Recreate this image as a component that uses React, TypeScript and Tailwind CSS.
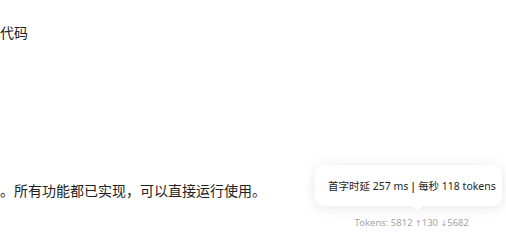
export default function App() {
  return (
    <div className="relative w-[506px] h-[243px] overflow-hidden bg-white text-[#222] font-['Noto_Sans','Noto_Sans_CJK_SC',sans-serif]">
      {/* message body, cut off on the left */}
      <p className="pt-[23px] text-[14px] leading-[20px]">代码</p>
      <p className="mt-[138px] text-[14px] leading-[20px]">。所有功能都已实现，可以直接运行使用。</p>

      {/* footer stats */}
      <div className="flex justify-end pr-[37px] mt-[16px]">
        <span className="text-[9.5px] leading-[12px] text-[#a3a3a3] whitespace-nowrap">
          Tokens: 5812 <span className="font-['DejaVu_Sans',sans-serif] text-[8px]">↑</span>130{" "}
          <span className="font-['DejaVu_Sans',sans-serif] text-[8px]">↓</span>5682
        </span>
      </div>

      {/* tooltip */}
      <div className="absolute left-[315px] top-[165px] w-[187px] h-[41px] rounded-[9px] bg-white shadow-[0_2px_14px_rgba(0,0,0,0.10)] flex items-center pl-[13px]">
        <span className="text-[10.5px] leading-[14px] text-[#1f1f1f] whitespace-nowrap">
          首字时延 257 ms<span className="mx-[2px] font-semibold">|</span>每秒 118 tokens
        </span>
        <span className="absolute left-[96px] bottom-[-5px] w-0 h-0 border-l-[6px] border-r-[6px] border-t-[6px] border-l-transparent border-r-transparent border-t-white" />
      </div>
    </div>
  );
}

--

**Task prompt**.
From start to finish, output the listing exactly, but omit its pictures.

**The reply**.
Recreate this image as a component that uses React, TypeScript and Tailwind CSS.
export default function App() {
  return (
    <div className="relative w-[506px] h-[243px] overflow-hidden bg-white text-[#222] font-['Noto_Sans','Noto_Sans_CJK_SC',sans-serif]">
      {/* message body, cut off on the left */}
      <p className="pt-[23px] text-[14px] leading-[20px]">代码</p>
      <p className="mt-[138px] text-[14px] leading-[20px]">。所有功能都已实现，可以直接运行使用。</p>

      {/* footer stats */}
      <div className="flex justify-end pr-[37px] mt-[16px]">
        <span className="text-[9.5px] leading-[12px] text-[#a3a3a3] whitespace-nowrap">
          Tokens: 5812 <span className="font-['DejaVu_Sans',sans-serif] text-[8px]">↑</span>130{" "}
          <span className="font-['DejaVu_Sans',sans-serif] text-[8px]">↓</span>5682
        </span>
      </div>

      {/* tooltip */}
      <div className="absolute left-[315px] top-[165px] w-[187px] h-[41px] rounded-[9px] bg-white shadow-[0_2px_14px_rgba(0,0,0,0.10)] flex items-center pl-[13px]">
        <span className="text-[10.5px] leading-[14px] text-[#1f1f1f] whitespace-nowrap">
          首字时延 257 ms<span className="mx-[2px] font-semibold">|</span>每秒 118 tokens
        </span>
        <span className="absolute left-[96px] bottom-[-5px] w-0 h-0 border-l-[6px] border-r-[6px] border-t-[6px] border-l-transparent border-r-transparent border-t-white" />
      </div>
    </div>
  );
}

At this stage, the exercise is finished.